Wednesday, 7 December 2016

[Java / Assertj] How to create your own fluent assertions ?

Everyone should write unit tests. And I mean EVERYONE. Integration tests are very popular and useful but unit tests are the fastest. Having good unit tests allows you to check whether your class works within second or two. UTs also tell you that something's wrong but how they do it ? When test fails you know that some parts of your code don't work as you expect. You see the name of failing test and a class which the test corresponds to so you have general idea what might have gone wrong but if you want to fix that bug you have to read both test and the code. This is why your tests should be extremely readable. I use the following live template for all the tests I write (Intellij Idea):

@Test
public void $METHOD_NAME$() throws Exception {
    // given
    $END$
    
    // when
    
    
    // then
    
}

When section invokes a method which is being tested by particular test.
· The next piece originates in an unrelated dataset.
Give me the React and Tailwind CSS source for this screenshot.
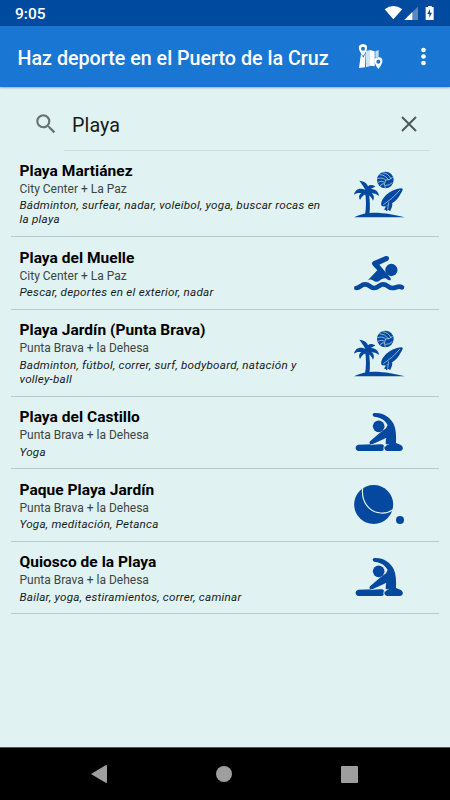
function BeachIcon() {
  return (
    <svg viewBox="0 0 225 195" className="h-[65px] w-[75px] shrink-0 fill-[#04499f]">
      <path d="M42 169C58 160 78 155 101 155C135 155 170 162 194 169Z" />
      <path d="M75 161C79 139 79 117 75 92L86 92C90 117 91 139 88 161Z" />
      <path d="M76 86C70 76 64 66 58 59C73 60 82 68 84 76C89 71 98 71 106 77C100 79 95 82 92 84C105 84 116 91 117 105C109 99 102 97 95 97C102 102 104 110 99 119C95 109 90 103 82 101C74 99 67 104 60 117C55 107 58 100 64 97C56 95 49 96 42 101C45 85 59 79 76 86Z" />
      <circle cx="136" cy="57" r="25" />
      <g className="fill-none stroke-[#e0f2f1] stroke-[1.9]">
        <path d="M137 57Q128 48 112 53M137 57Q130 68 136 82M137 57Q149 58 158 49M118 41Q134 40 146 57M127 35Q146 37 153 54M114 64Q123 58 133 63M121 76Q122 68 132 68M136 73Q149 74 157 65" />
      </g>
      <path d="M124 133C121 114 147 86 184 82C193 82 185 94 180 102C169 121 153 132 133 136C128 137 125 136 124 133Z" />
      <path d="M132 138Q143 135 149 130L156 125C159 133 155 141 150 151C146 146 144 146 140 151C137 146 134 144 130 146Q135 143 137 138Z" />
      <path d="M130 131Q158 114 180 87M143 146L146 124" className="fill-none stroke-[#e0f2f1] stroke-[1.8]" />
    </svg>
  );
}

function SwimIcon() {
  return (
    <svg viewBox="0 0 225 165" className="h-[55px] w-[75px] shrink-0 fill-[#04499f]">
      <circle cx="154" cy="75" r="18.5" />
      <path d="M82 107L112 76L99 62Q92 54 100 49L137 33C147 31 151 42 143 47L118 59L151 98C155 104 151 108 145 105L139 101C133 98 127 101 120 106C111 113 105 111 98 106C93 102 87 103 82 107Z" />
      <path d="M49 129C61 129 63 118 75 118C89 118 91 129 103 129C115 129 118 118 129 118C143 118 145 129 157 129C170 129 173 121 186 127" className="fill-none stroke-[#04499f] stroke-[14]" strokeLinecap="round" />
    </svg>
  );
}

function StretchIcon() {
  return (
    <svg viewBox="0 0 225 165" className="h-[55px] w-[75px] shrink-0 fill-[#04499f]">
      <circle cx="116" cy="64" r="17.5" />
      <path d="M103 24C129 22 151 37 161 57C168 72 169 93 168 114L181 119C192 124 191 137 179 138H141C131 136 133 123 142 120L137 116L138 99L97 118C89 120 86 113 91 108L119 84L138 70L143 60C136 47 124 38 106 36C96 34 96 25 103 24Z" />
      <path d="M55 119L121 117C137 117 138 136 125 138H56C44 137 44 121 55 119Z" />
      <path d="M133 136C127 126 135 118 146 118M92 119L126 116L138 100" className="fill-none stroke-[#e0f2f1] stroke-[2]" />
    </svg>
  );
}

function PetancaIcon() {
  return (
    <svg viewBox="0 0 225 180" className="h-[60px] w-[75px] shrink-0 fill-[#04499f]">
      <circle cx="101" cy="88.5" r="58.5" />
      <path d="M68 39C63 80 87 112 123 114C136 115 149 111 159 104" className="fill-none stroke-[#e0f2f1] stroke-[3.5]" />
      <circle cx="180" cy="135" r="12" />
    </svg>
  );
}

const places = [
  { name: "Playa Martiánez", area: "City Center + La Paz", lines: ["Bádminton, surfear, nadar, voleibol, yoga, buscar rocas en", "la playa"], Icon: BeachIcon, size: "h-[87px]" },
  { name: "Playa del Muelle", area: "City Center + La Paz", lines: ["Pescar, deportes en el exterior, nadar"], Icon: SwimIcon, size: "h-[72.5px]" },
  { name: "Playa Jardín (Punta Brava)", area: "Punta Brava + la Dehesa", lines: ["Badminton, fútbol, correr, surf, bodyboard, natación y", "volley-ball"], Icon: BeachIcon, size: "h-[87px]" },
  { name: "Playa del Castillo", area: "Punta Brava + la Dehesa", lines: ["Yoga"], Icon: StretchIcon, size: "h-[72.5px]" },
  { name: "Paque Playa Jardín", area: "Punta Brava + la Dehesa", lines: ["Yoga, meditación, Petanca"], Icon: PetancaIcon, size: "h-[72.5px]" },
  { name: "Quiosco de la Playa", area: "Punta Brava + la Dehesa", lines: ["Bailar, yoga, estiramientos, correr, caminar"], Icon: StretchIcon, size: "h-[72.5px]" },
];

function StatusBar() {
  return (
    <div className="flex h-[26px] shrink-0 items-center justify-between bg-[#004ba0] pl-[15px] text-white">
      <span className="pt-[3px] text-[15.5px] leading-none font-medium">9:05</span>
      <svg viewBox="0 0 330 78" className="h-[26px] w-[110px] fill-white">
        <path d="M134 28Q160 8 187 28L160 58Z" />
        <path d="M193 60L234 20V60Z" className="opacity-35" />
        <path d="M193 60L217 36V60Z" />
        <path d="M264 18H275V21H281V60H257V21H264Z" />
        <path d="M270 27L262 42H268V53L276 38H270Z" className="fill-[#004ba0]" />
      </svg>
    </div>
  );
}

function AppBar() {
  return (
    <header className="z-10 flex h-[61px] shrink-0 items-center bg-[#1976d2] pl-[17.5px] text-white shadow-[0_1px_2px_rgba(0,0,0,0.3)]">
      <h1 className="w-[322.5px] whitespace-nowrap pt-[5px] text-[19.7px] leading-none font-medium">Haz deporte en el Puerto de la Cruz</h1>
      <svg viewBox="0 78 330 183" className="h-[61px] w-[110px] fill-white">
        <path d="M63 161L70 173L77 159L75 202L57 204Z" />
        <path d="M78 153L90 150V198L78 202Z" className="opacity-80" />
        <path d="M90 150L104 154V199L90 197Z" />
        <path d="M106 154L116 150V170C105 169 100 179 104 187L106 193Z" className="opacity-75" />
        <path fillRule="evenodd" d="M69 132C50 134 55 151 69 168C83 151 88 134 69 132ZM69 140A6 6 0 1 1 69 152A6 6 0 1 1 69 140Z" />
        <path fillRule="evenodd" d="M115 171C97 173 102 190 115 207C129 190 134 173 115 171ZM115 179A6 6 0 1 1 115 191A6 6 0 1 1 115 179Z" />
        <circle cx="250.5" cy="150" r="7" />
        <circle cx="250.5" cy="169.5" r="7" />
        <circle cx="250.5" cy="189" r="7" />
      </svg>
    </header>
  );
}

function SearchField() {
  return (
    <div className="flex h-[63.5px] shrink-0 pr-[20px] pl-[35px]">
      <svg viewBox="0 0 24 24" className="mt-[24px] h-[26px] w-[26px] -translate-x-[2px] fill-[#697371]">
        <path d="M15.5 14h-.79l-.28-.27A6.47 6.47 0 0 0 16 9.5 6.5 6.5 0 1 0 9.5 16c1.61 0 3.09-.59 4.23-1.57l.27.28v.79l5 4.99L20.49 19l-4.99-5zm-6 0C7.01 14 5 11.99 5 9.5S7.01 5 9.5 5 14 7.01 14 9.5 11.99 14 9.5 14z" />
      </svg>
      <div className="ml-[3px] flex flex-1 items-center justify-between border-b border-[#cddedd] pt-[12px] pr-[12.5px] pl-[8px]">
        <span className="pt-[3px] text-[19.7px] leading-none tracking-[0.1px] text-[#171b1a]">Playa</span>
        <svg viewBox="0 0 18 18" className="h-[18px] w-[18px] fill-none stroke-[#505958] stroke-[2]">
          <path d="M2 2L16 16M16 2L2 16" />
        </svg>
      </div>
    </div>
  );
}

function PlaceRow({ name, area, lines, Icon, size }) {
  return (
    <li className={`flex shrink-0 items-center justify-between border-b border-[#b9cac9] pl-[9px] pr-[24px] ${size}`}>
      <div className="flex h-full flex-col whitespace-nowrap pt-[11.5px]">
        <h2 className="-ml-[0.5px] text-[15.5px] leading-[18px] font-bold tracking-[0.03px] text-black">{name}</h2>
        <p className="-ml-[0.5px] mt-[2.3px] text-[12px] leading-[15px] text-[#3d4544]">{area}</p>
        <p className="-ml-[0.5px] mt-[1.7px] text-[11.7px] leading-[14px] tracking-[0.23px] text-[#181b1b] italic">
          {lines.map((line) => (
            <span key={line} className="block">{line}</span>
          ))}
        </p>
      </div>
      <Icon />
    </li>
  );
}

export default function App() {
  return (
    <div className="flex h-[800px] w-[450px] flex-col overflow-hidden bg-[#e0f2f1] font-['Roboto',sans-serif]">
      <StatusBar />
      <AppBar />
      <SearchField />
      <ul className="-mt-[0.5px] flex flex-1 flex-col px-[11px]">
        {places.map((place) => (
          <PlaceRow key={place.name} {...place} />
        ))}
      </ul>
      <nav className="flex h-[53px] shrink-0 items-center justify-between border-t border-[#555] bg-black pr-[92px] pl-[91px]">
        <svg viewBox="0 0 16 18" className="h-[18px] w-[16px] fill-[#9e9e9e]">
          <path d="M0 9L15 0Q16 0 16 1V17Q16 18 15 18Z" />
        </svg>
        <span className="h-[16px] w-[16px] rounded-full bg-[#9e9e9e]" />
        <span className="h-[17px] w-[17px] rounded-[1px] bg-[#9e9e9e]" />
      </nav>
    </div>
  );
}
Given section prepares the input and records mocks' behaviour. Then section checks the output. I really like given-when-then template. It clearly separates those three sections so you always know which object is the input and so on. When section typically contains single line of code. Actually I like when each section is one-liner but it's usually impossible. Perfect test for me looks basically like that:

@Test
public void should_calculate_ceiling() throws Exception {
    // given
    double price = 7.8;
    
    // when
    double ceiling = Math.ceil(price);

    // then
    assertThat(ceiling).isEqualTo(8.0);
}

That case is actually too simple because typically you have to check the state of some object. Let's say that you're testing some class that returns an instance of Person:

@AllArgsConstructor
@Getter
public static class Person {
    private final String firstName;
    private final String lastName;
    private final int age;
    private final Sex sex;
    private final Optional<Job> job;

    public static enum Sex {
        MALE, FEMALE
    }

    public static class Job {}
}

I would never implement Person class like this but it's just an example so forgive me that :) If you use standard junit assertions you would probably write something like that:

@Test
public void should_return_joey() throws Exception {
    // when
    Person person = p();

    // then
    assertEquals(Sex.MALE, person.getSex());
    assertEquals("Joey", person.getFirstName());
    assertEquals("Tribiani", person.getLastName());
    assertTrue(person.getAge() > 18);
    assertEquals(Optional.empty(), person.getJob());
}

private Person p() {
    return new Person("Joey", "Tribiani", 25, Sex.MALE, Optional.empty());
}

I really don't like assertEquals(). First of all you have to remember order of parameters. The first one is expected and the second actual. If you make mistake you will see a misleading message. Another thing assertTrue() doesn't tell you why Joey has to be older than 18. This is why you should use some library that contains fluent assertions and allows you to create your own assertions. The most popular assertions library for Java is probably AssertJ. Having for instance a string you can check many things at once:

assertThat("Joey Tribiani").hasSize(13)
                           .startsWith("Jo")
                           .contains("y T")
                           .endsWith("ani")
                           .doesNotContain("Rachel");

Same applies to collections:

List<String> friends = ImmutableList.of("Rachel", "Ross", "Joey", "Chandler", "Pheebs", "Monica");
assertThat(friends).hasSize(6)
                   .doesNotContain("Gunther")
                   .containsSequence("Rachel", "Ross")
                   .endsWith("Monica")
                   .allMatch(friend -> friend.matches("[A-Z][a-z]*"));

And so on... Ok let's write custom assertions for Person class. First of all you have to create a class that extends AbstractAssert

public class PersonAssertions extends AbstractAssert<PersonAssertions, Person> {
}

Then we must add constructor that matches super() and static method assertThat:

public class PersonAssertions extends AbstractAssert<PersonAssertions, Person> {
    public static PersonAssertions assertThat(final Person actual) {
        return new PersonAssertions(actual);
    }

    private PersonAssertions(final Person actual) {
        super(actual, PersonAssertions.class);
    }
}

Now we can start adding assertions. First of all let's create some methods that allow you to check first and last name.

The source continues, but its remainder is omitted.